[START Given information]

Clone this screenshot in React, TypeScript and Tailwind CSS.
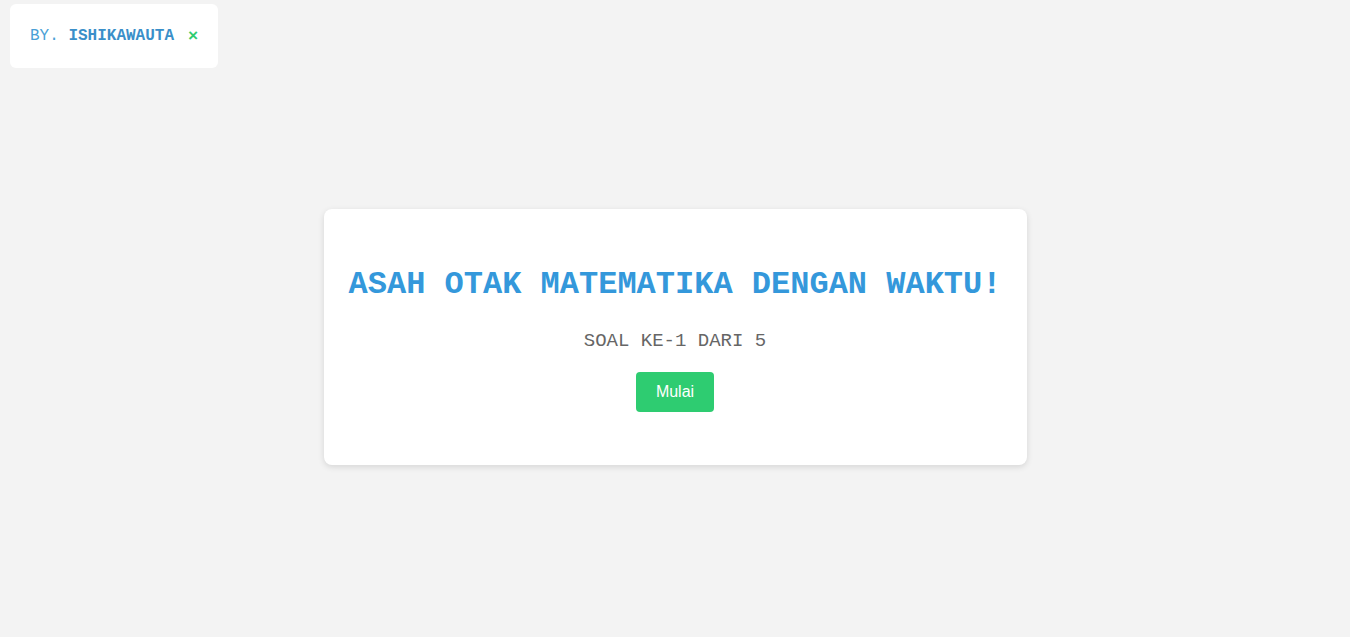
const mono = { fontFamily: '"Liberation Mono", "Courier New", monospace' };

const Credit = () => {
    return (
        <div className="absolute top-[4px] left-[10px] w-[208px] h-[64px] bg-white rounded-md flex items-center pl-[20px] text-[16px]" style={mono}>
            <span className="text-[#4a9fd6] whitespace-pre">BY. <b className="font-bold text-[#3a8fc9]">ISHIKAWAUTA</b></span>
            <button className="ml-[14px] font-bold text-[#2ecc71] text-[17px] leading-none">×</button>
        </div>
    )
}

export default function App() {
    return (
        <div className="relative min-h-screen bg-[#f3f3f3] flex justify-center pt-[209px]">
            <Credit />
            {/* Quiz card */}
            <div className="w-[703px] h-[256px] bg-white rounded-lg shadow-[0_2px_6px_rgba(0,0,0,0.12)] flex flex-col items-center pt-[58px]" style={mono}>
                <h1 className="text-[32px] leading-[36px] font-bold text-[#3498db]">ASAH OTAK MATEMATIKA DENGAN WAKTU!</h1>
                <p className="mt-[27px] text-[19px] leading-[22px] text-[#666]">SOAL KE-1 DARI 5</p>
                <button className="mt-[20px] h-[40px] px-[20px] bg-[#2ecc71] text-white rounded text-[16px]" style={{ fontFamily: '"Liberation Sans", Arial, sans-serif' }}>Mulai</button>
            </div>
        </div>
    );
}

[END Given information]

Request: Reproduce the whole listing exactly, but not the images in it.

Full response:
Clone this screenshot in React, TypeScript and Tailwind CSS.
const mono = { fontFamily: '"Liberation Mono", "Courier New", monospace' };

const Credit = () => {
    return (
        <div className="absolute top-[4px] left-[10px] w-[208px] h-[64px] bg-white rounded-md flex items-center pl-[20px] text-[16px]" style={mono}>
            <span className="text-[#4a9fd6] whitespace-pre">BY. <b className="font-bold text-[#3a8fc9]">ISHIKAWAUTA</b></span>
            <button className="ml-[14px] font-bold text-[#2ecc71] text-[17px] leading-none">×</button>
        </div>
    )
}

export default function App() {
    return (
        <div className="relative min-h-screen bg-[#f3f3f3] flex justify-center pt-[209px]">
            <Credit />
            {/* Quiz card */}
            <div className="w-[703px] h-[256px] bg-white rounded-lg shadow-[0_2px_6px_rgba(0,0,0,0.12)] flex flex-col items-center pt-[58px]" style={mono}>
                <h1 className="text-[32px] leading-[36px] font-bold text-[#3498db]">ASAH OTAK MATEMATIKA DENGAN WAKTU!</h1>
                <p className="mt-[27px] text-[19px] leading-[22px] text-[#666]">SOAL KE-1 DARI 5</p>
                <button className="mt-[20px] h-[40px] px-[20px] bg-[#2ecc71] text-white rounded text-[16px]" style={{ fontFamily: '"Liberation Sans", Arial, sans-serif' }}>Mulai</button>
            </div>
        </div>
    );
}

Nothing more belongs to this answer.